Mississippi's public schools have had years to clean up their acts and they have consistently proven that they cannot or will not do it on their own. One of the main problems is that many school districts in Mississippi focus on maintaining programs and paying adults, not on seeking the best way to educate children.

To take it a step further, I believe that several politicians voted against charter schools in Mississippi simply to appease their constituents, instead of doing what's best for Mississippi's children. It is discouraging to realize that our children's futures might be used as a political device to win elections. If charter schools are allowed in Mississippi, it would provide parents with an innovative alternative to the traditional K-12 education system. Districts and schools who consistently fail their students would have to shape up or be supplanted by charter schools.

From what I have read and observed, many of Mississippi's leaders do not understand the complexities of its education system, and several of the leaders who do understand the intricacies of the system use their knowledge to justify the mediocre performance of teachers and students. Students from low socioeconomic backgrounds are often educated in dilapidated schools where scores of educators lack the skills necessary to perform their duties adequately.

High student-to-teacher ratios are found in a lot of schools, and they often lack the resources to deal with the diverse challenges that teachers face, including unruly student behavior. Education has been called the great equalizer, but for students living in poverty-stricken rural, suburban and urban areas in Mississippi, it is little more than a babysitting service and a place to get a hot meal. If Mississippi does not make a concerted effort to develop effective ways to educate its youth, then the education crisis will continue. However, there is an exception to every rule, as some Mississippi school systems are providing their students with a quality education.

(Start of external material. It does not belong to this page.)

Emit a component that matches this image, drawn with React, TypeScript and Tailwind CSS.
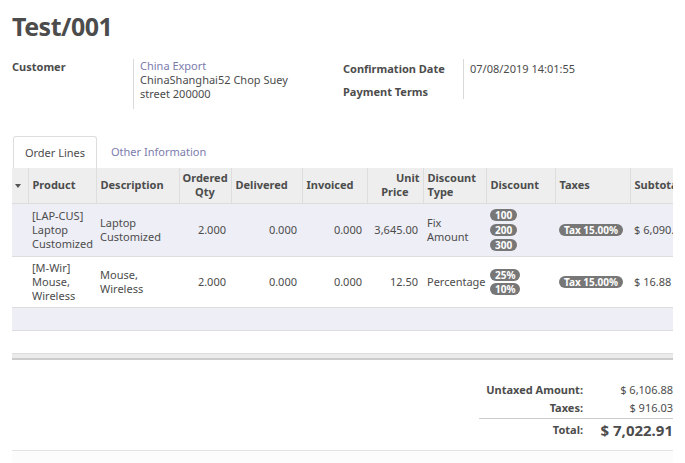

Enhanced skills and technological talents are going to be desperately needed in the future, as Mississippi continues to struggle towards sustaining a dynamic 21st century labor force. Production is not getting easier and simpler -- in fact, it is just the opposite. Along the same lines, workers down the road will need to be able to adapt to technologies that are just now being developed. If Mississippi's students and workers find themselves in an educational system that cannot fulfill these necessary, required functions because it is sub-par, not only will these individuals and their families find little success in an economy that has left them behind; it will cripple Mississippi's competitiveness.

Charter schools are by no means a cure-all, but at least they provide Mississippi's education system with a viable option. If Mississippi fails to deliver educated adults into the workforce, it risks falling behind even further economically. Will it choose to continue the status quo, pushing through reforms that have been proven to fail? Or will my home state learn from its mistakes, and create meaningful reform through charter schools and other measures? It's time for us to become the change that we want to see in our educational system. You are the supermen and superwomen that our children are hoping and praying for. Please don't disappoint them.